--- begin ---

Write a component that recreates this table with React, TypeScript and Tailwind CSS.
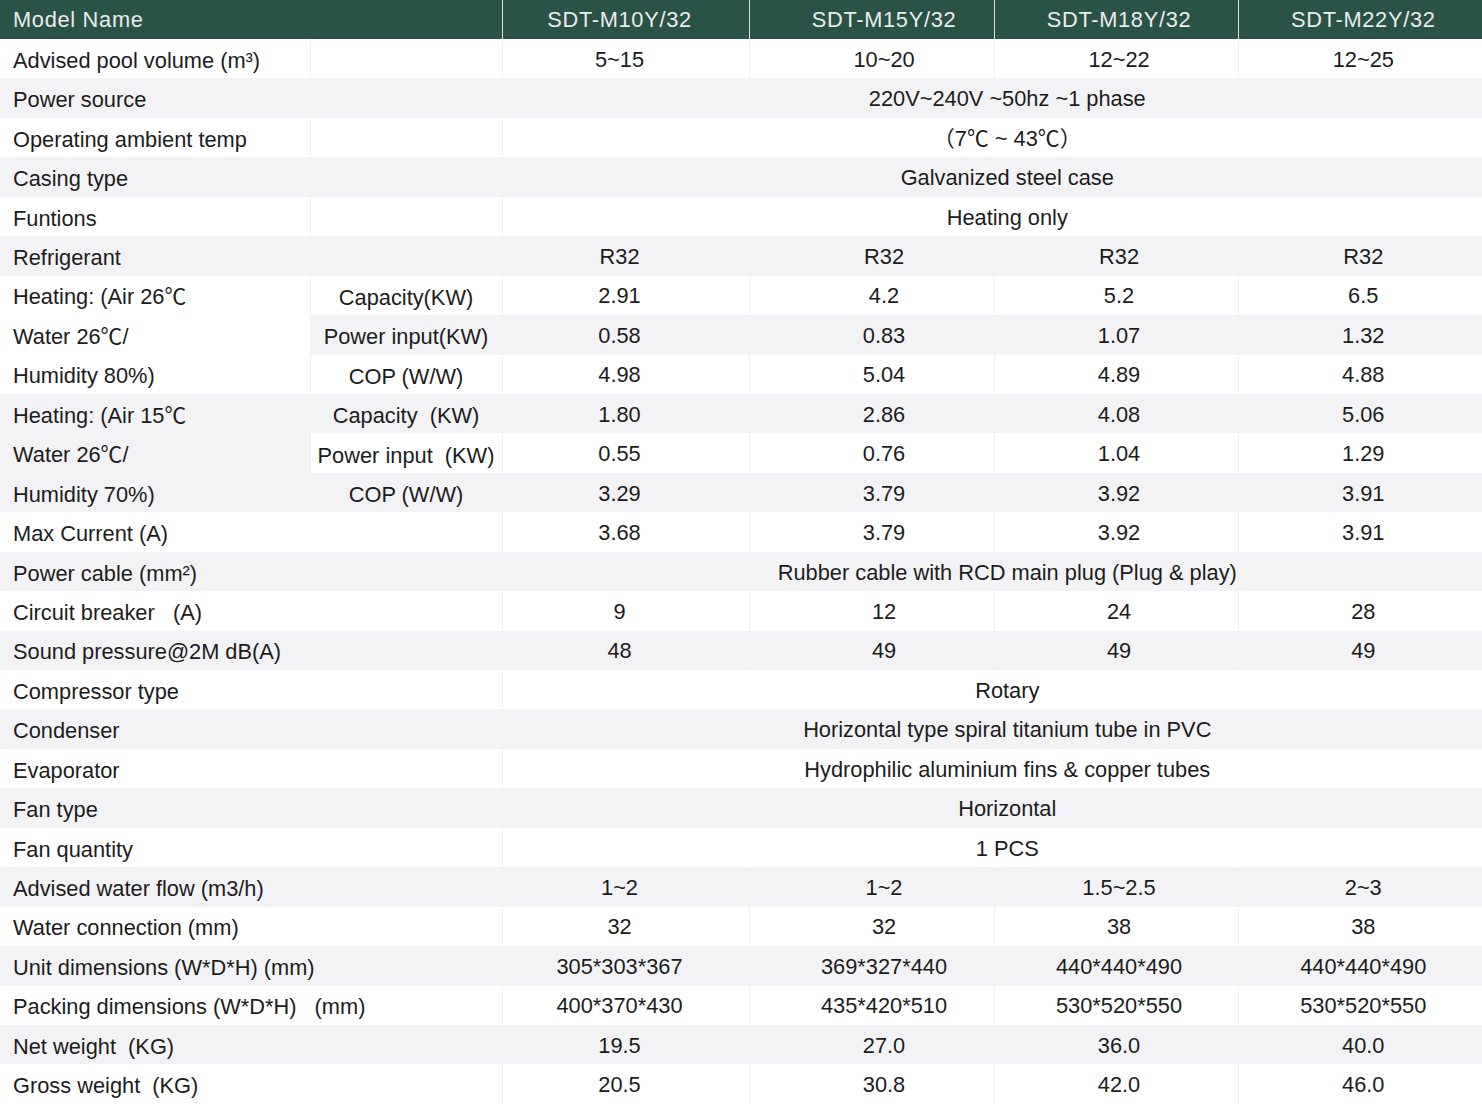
import React from "react";

type Row = {
  label: string;
  sub?: string;
  values?: string[];
  span?: string;
  labelBg?: "white" | "gray";
  merged?: boolean;
};

const models = ["SDT-M10Y/32", "SDT-M15Y/32", "SDT-M18Y/32", "SDT-M22Y/32"];

const rows: Row[] = [
  { label: "Advised pool volume (m³)", values: ["5~15", "10~20", "12~22", "12~25"] },
  { label: "Power source", span: "220V~240V ~50hz ~1 phase" },
  { label: "Operating ambient temp", span: "（7℃ ~ 43℃）" },
  { label: "Casing type", span: "Galvanized steel case" },
  { label: "Funtions", span: "Heating only" },
  { label: "Refrigerant", values: ["R32", "R32", "R32", "R32"] },
  { label: "Heating: (Air 26℃", sub: "Capacity(KW)", values: ["2.91", "4.2", "5.2", "6.5"], labelBg: "white" },
  { label: "Water 26℃/", sub: "Power input(KW)", values: ["0.58", "0.83", "1.07", "1.32"], labelBg: "white" },
  { label: "Humidity 80%)", sub: "COP (W/W)", values: ["4.98", "5.04", "4.89", "4.88"], labelBg: "white" },
  { label: "Heating: (Air 15℃", sub: "Capacity  (KW)", values: ["1.80", "2.86", "4.08", "5.06"], labelBg: "gray" },
  { label: "Water 26℃/", sub: "Power input  (KW)", values: ["0.55", "0.76", "1.04", "1.29"], labelBg: "gray" },
  { label: "Humidity 70%)", sub: "COP (W/W)", values: ["3.29", "3.79", "3.92", "3.91"], labelBg: "gray" },
  { label: "Max Current (A)", merged: true, values: ["3.68", "3.79", "3.92", "3.91"] },
  { label: "Power cable (mm²)", merged: true, span: "Rubber cable with RCD main plug (Plug & play)" },
  { label: "Circuit breaker   (A)", merged: true, values: ["9", "12", "24", "28"] },
  { label: "Sound pressure@2M dB(A)", merged: true, values: ["48", "49", "49", "49"] },
  { label: "Compressor type", merged: true, span: "Rotary" },
  { label: "Condenser", merged: true, span: "Horizontal type spiral titanium tube in PVC" },
  { label: "Evaporator", merged: true, span: "Hydrophilic aluminium fins & copper tubes" },
  { label: "Fan type", merged: true, span: "Horizontal" },
  { label: "Fan quantity", merged: true, span: "1 PCS" },
  { label: "Advised water flow (m3/h)", merged: true, values: ["1~2", "1~2", "1.5~2.5", "2~3"] },
  { label: "Water connection (mm)", merged: true, values: ["32", "32", "38", "38"] },
  { label: "Unit dimensions (W*D*H) (mm)", merged: true, values: ["305*303*367", "369*327*440", "440*440*490", "440*440*490"] },
  { label: "Packing dimensions (W*D*H)   (mm)", merged: true, values: ["400*370*430", "435*420*510", "530*520*550", "530*520*550"] },
  { label: "Net weight  (KG)", merged: true, values: ["19.5", "27.0", "36.0", "40.0"] },
  { label: "Gross weight  (KG)", merged: true, values: ["20.5", "30.8", "42.0", "46.0"] },
];

const valueOffset = ["pr-[12px]", "pl-[25px]", "pl-[6px]", "pl-[6px]"];

export default function App() {
  return (
    <div className="w-[1482px] min-h-[1118px] bg-white text-[#1c1c1c] font-['Liberation_Sans','Noto_Sans_CJK_SC',sans-serif] text-[21.8px]">
      <table className="w-full table-fixed border-collapse">
        <colgroup>
          <col className="w-[310px]" />
          <col className="w-[192px]" />
          <col className="w-[247px]" />
          <col className="w-[245px]" />
          <col className="w-[244px]" />
          <col className="w-[244px]" />
        </colgroup>
        <thead>
          <tr className="h-[39px] bg-[#2a5247] text-[#ececec] tracking-[0.7px]">
            <th colSpan={2} className="p-0 pl-[13px] pt-[1px] text-left font-normal border-r border-[#d8e0dc]">
              Model Name
            </th>
            {models.map((m, i) => (
              <th
                key={m}
                className={`p-0 pt-[1px] font-normal text-center ${i < 3 ? "border-r border-[#d8e0dc]" : ""} ${valueOffset[i]}`}
              >
                {m}
              </th>
            ))}
          </tr>
        </thead>
        <tbody>
          {rows.map((r, idx) => {
            const gray = idx % 2 === 1;
            const rowBg = gray ? "bg-[#f3f3f5]" : "bg-white";
            const labelBg = r.labelBg ? (r.labelBg === "gray" ? "bg-[#f3f3f5]" : "bg-white") : rowBg;
            return (
              <tr key={idx} className="h-[39.45px] leading-none">
                <td
                  colSpan={r.merged ? 2 : 1}
                  className={`p-0 pl-[13px] pt-[4px] whitespace-pre border-r border-[#f1f1f3] ${labelBg}`}
                >
                  {r.label}
                </td>
                {!r.merged && (
                  <td className={`p-0 pt-[5px] text-center whitespace-pre border-r border-[#f1f1f3] ${rowBg}`}>
                    {r.sub ?? ""}
                  </td>
                )}
                {r.span ? (
                  <td colSpan={4} className={`p-0 pt-[2px] pl-[30px] text-center ${rowBg}`}>
                    {r.span}
                  </td>
                ) : (
                  r.values!.map((v, i) => (
                    <td
                      key={i}
                      className={`p-0 pt-[2px] text-center ${valueOffset[i]} ${i < 3 ? "border-r border-[#f1f1f3]" : ""} ${rowBg}`}
                    >
                      {v}
                    </td>
                  ))
                )}
              </tr>
            );
          })}
        </tbody>
      </table>
    </div>
  );
}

--- end ---

Given exercise:
Output the lines above in full and exactly as given, omitting any pictures.

Written answer:
Write a component that recreates this table with React, TypeScript and Tailwind CSS.
import React from "react";

type Row = {
  label: string;
  sub?: string;
  values?: string[];
  span?: string;
  labelBg?: "white" | "gray";
  merged?: boolean;
};

const models = ["SDT-M10Y/32", "SDT-M15Y/32", "SDT-M18Y/32", "SDT-M22Y/32"];

const rows: Row[] = [
  { label: "Advised pool volume (m³)", values: ["5~15", "10~20", "12~22", "12~25"] },
  { label: "Power source", span: "220V~240V ~50hz ~1 phase" },
  { label: "Operating ambient temp", span: "（7℃ ~ 43℃）" },
  { label: "Casing type", span: "Galvanized steel case" },
  { label: "Funtions", span: "Heating only" },
  { label: "Refrigerant", values: ["R32", "R32", "R32", "R32"] },
  { label: "Heating: (Air 26℃", sub: "Capacity(KW)", values: ["2.91", "4.2", "5.2", "6.5"], labelBg: "white" },
  { label: "Water 26℃/", sub: "Power input(KW)", values: ["0.58", "0.83", "1.07", "1.32"], labelBg: "white" },
  { label: "Humidity 80%)", sub: "COP (W/W)", values: ["4.98", "5.04", "4.89", "4.88"], labelBg: "white" },
  { label: "Heating: (Air 15℃", sub: "Capacity  (KW)", values: ["1.80", "2.86", "4.08", "5.06"], labelBg: "gray" },
  { label: "Water 26℃/", sub: "Power input  (KW)", values: ["0.55", "0.76", "1.04", "1.29"], labelBg: "gray" },
  { label: "Humidity 70%)", sub: "COP (W/W)", values: ["3.29", "3.79", "3.92", "3.91"], labelBg: "gray" },
  { label: "Max Current (A)", merged: true, values: ["3.68", "3.79", "3.92", "3.91"] },
  { label: "Power cable (mm²)", merged: true, span: "Rubber cable with RCD main plug (Plug & play)" },
  { label: "Circuit breaker   (A)", merged: true, values: ["9", "12", "24", "28"] },
  { label: "Sound pressure@2M dB(A)", merged: true, values: ["48", "49", "49", "49"] },
  { label: "Compressor type", merged: true, span: "Rotary" },
  { label: "Condenser", merged: true, span: "Horizontal type spiral titanium tube in PVC" },
  { label: "Evaporator", merged: true, span: "Hydrophilic aluminium fins & copper tubes" },
  { label: "Fan type", merged: true, span: "Horizontal" },
  { label: "Fan quantity", merged: true, span: "1 PCS" },
  { label: "Advised water flow (m3/h)", merged: true, values: ["1~2", "1~2", "1.5~2.5", "2~3"] },
  { label: "Water connection (mm)", merged: true, values: ["32", "32", "38", "38"] },
  { label: "Unit dimensions (W*D*H) (mm)", merged: true, values: ["305*303*367", "369*327*440", "440*440*490", "440*440*490"] },
  { label: "Packing dimensions (W*D*H)   (mm)", merged: true, values: ["400*370*430", "435*420*510", "530*520*550", "530*520*550"] },
  { label: "Net weight  (KG)", merged: true, values: ["19.5", "27.0", "36.0", "40.0"] },
  { label: "Gross weight  (KG)", merged: true, values: ["20.5", "30.8", "42.0", "46.0"] },
];

const valueOffset = ["pr-[12px]", "pl-[25px]", "pl-[6px]", "pl-[6px]"];

export default function App() {
  return (
    <div className="w-[1482px] min-h-[1118px] bg-white text-[#1c1c1c] font-['Liberation_Sans','Noto_Sans_CJK_SC',sans-serif] text-[21.8px]">
      <table className="w-full table-fixed border-collapse">
        <colgroup>
          <col className="w-[310px]" />
          <col className="w-[192px]" />
          <col className="w-[247px]" />
          <col className="w-[245px]" />
          <col className="w-[244px]" />
          <col className="w-[244px]" />
        </colgroup>
        <thead>
          <tr className="h-[39px] bg-[#2a5247] text-[#ececec] tracking-[0.7px]">
            <th colSpan={2} className="p-0 pl-[13px] pt-[1px] text-left font-normal border-r border-[#d8e0dc]">
              Model Name
            </th>
            {models.map((m, i) => (
              <th
                key={m}
                className={`p-0 pt-[1px] font-normal text-center ${i < 3 ? "border-r border-[#d8e0dc]" : ""} ${valueOffset[i]}`}
              >
                {m}
              </th>
            ))}
          </tr>
        </thead>
        <tbody>
          {rows.map((r, idx) => {
            const gray = idx % 2 === 1;
            const rowBg = gray ? "bg-[#f3f3f5]" : "bg-white";
            const labelBg = r.labelBg ? (r.labelBg === "gray" ? "bg-[#f3f3f5]" : "bg-white") : rowBg;
            return (
              <tr key={idx} className="h-[39.45px] leading-none">
                <td
                  colSpan={r.merged ? 2 : 1}
                  className={`p-0 pl-[13px] pt-[4px] whitespace-pre border-r border-[#f1f1f3] ${labelBg}`}
                >
                  {r.label}
                </td>
                {!r.merged && (
                  <td className={`p-0 pt-[5px] text-center whitespace-pre border-r border-[#f1f1f3] ${rowBg}`}>
                    {r.sub ?? ""}
                  </td>
                )}
                {r.span ? (
                  <td colSpan={4} className={`p-0 pt-[2px] pl-[30px] text-center ${rowBg}`}>
                    {r.span}
                  </td>
                ) : (
                  r.values!.map((v, i) => (
                    <td
                      key={i}
                      className={`p-0 pt-[2px] text-center ${valueOffset[i]} ${i < 3 ? "border-r border-[#f1f1f3]" : ""} ${rowBg}`}
                    >
                      {v}
                    </td>
                  ))
                )}
              </tr>
            );
          })}
        </tbody>
      </table>
    </div>
  );
}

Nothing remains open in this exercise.